Cut up some tomatoes and sprinkle parsley (or something small and green) on them: Voila! A salad. And sardines? Turns out some people love ‘em. As a salad. Which comes before the cheese (either before or after the main course, preferably both).
In France, it is totally ok and accepted to strip down to your underwear anywhere, anytime, and with only the slightest bit of reasoning necessary (i.e. the sun’s out and I want a tan, changing clothes, I think my pants might smell funny -- bonus points if you’re wearing pink briefs with red hearts... that’s what the guy out my window in the parking lot has on as I type these words from my car).
You know those conversations where someone with a strong lung capacity is talking and talking and talking and you are distracted by a TV or something? You just sort of nod and say ‘yeah’ and ‘uh-huh’ and maybe occasionally throw in a ‘no kidding?!’ or ‘wow...’ Yeah, well those are surprisingly easy to have in a language you struggle to understand. Take French for example. All you need is ‘oui’, ‘ah bon?’, ‘bien sûr!’, and ‘ahh’. And no distraction needed. A tree trunk will do.
Seriously though, there had better be cheese at dinner. Cheddar is not acceptable, and Velveeta’s not cheese.
The French countryside is surprisingly alluring. It’s not so different from a bunch of farms or the sticks in the States, and yet it is. The farm land is rolling and beautiful. There’s giant watering devices and tractors, but you don’t see super-industrialized farms nor do you see broken down cars on blocks in front of houses with weeds taller than the front door. I shake my head at the high-society French as much as anybody, but it works in the countryside. It makes it really inviting actually. Less scary. And the villages are all old, small, and strong stone and brick buildings with a ton of character. Every village has an ancient and beautiful church (long since last used) in the middle, and there’s probably a bakery and a butcher shop and that’s about it.

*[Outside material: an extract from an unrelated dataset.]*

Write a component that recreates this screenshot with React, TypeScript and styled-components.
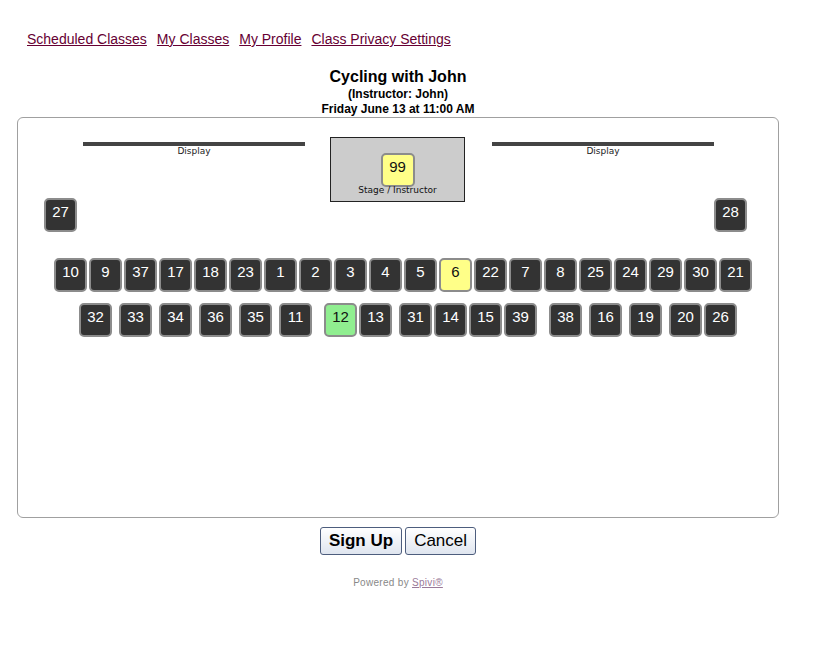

Still on the theme of rurality: village/country festivals are soooo much better here than their American counterparts. Well better if you are going to take a date, not better if you want an evening of choked-down chuckles and mullet-watching. They have stands of fresh meat cooked up to steaks, crepes with local jams, lots of local products to sample and buy, sorbets, and of course every local cheese and wine and plenty of bread. There’s also live music, usually jazz. And they are always held somewhere beautiful, like in a town square around a fountain by the aforementioned church or in a field at the top of a wall overlooking the countryside from the ancient walled city. It really is nice. If only they weren’t overrun with British vacationers...
A common topic of conversation among people who know me is whether or not there exists a slower eater in all the world. The answer is yes. There are 65,447,374. The entire country of France. I could eat two, three, maybe four meals in the time they do one. Unless it’s all-you-can-eat shrimp night at Red Lobster, then I think I could go longer. Man I could go for a Red Lobster in France.
I’ve been bitten by West Nile mosquitoes in Kentucky, Malaria (infected) mosquitoes in Tanzania, and monstrous mosquitoes in Mexico, but I think the wee little French mosquitoes hurt worse than all of them at first bite. And with that, I’m done. Gotta get inside.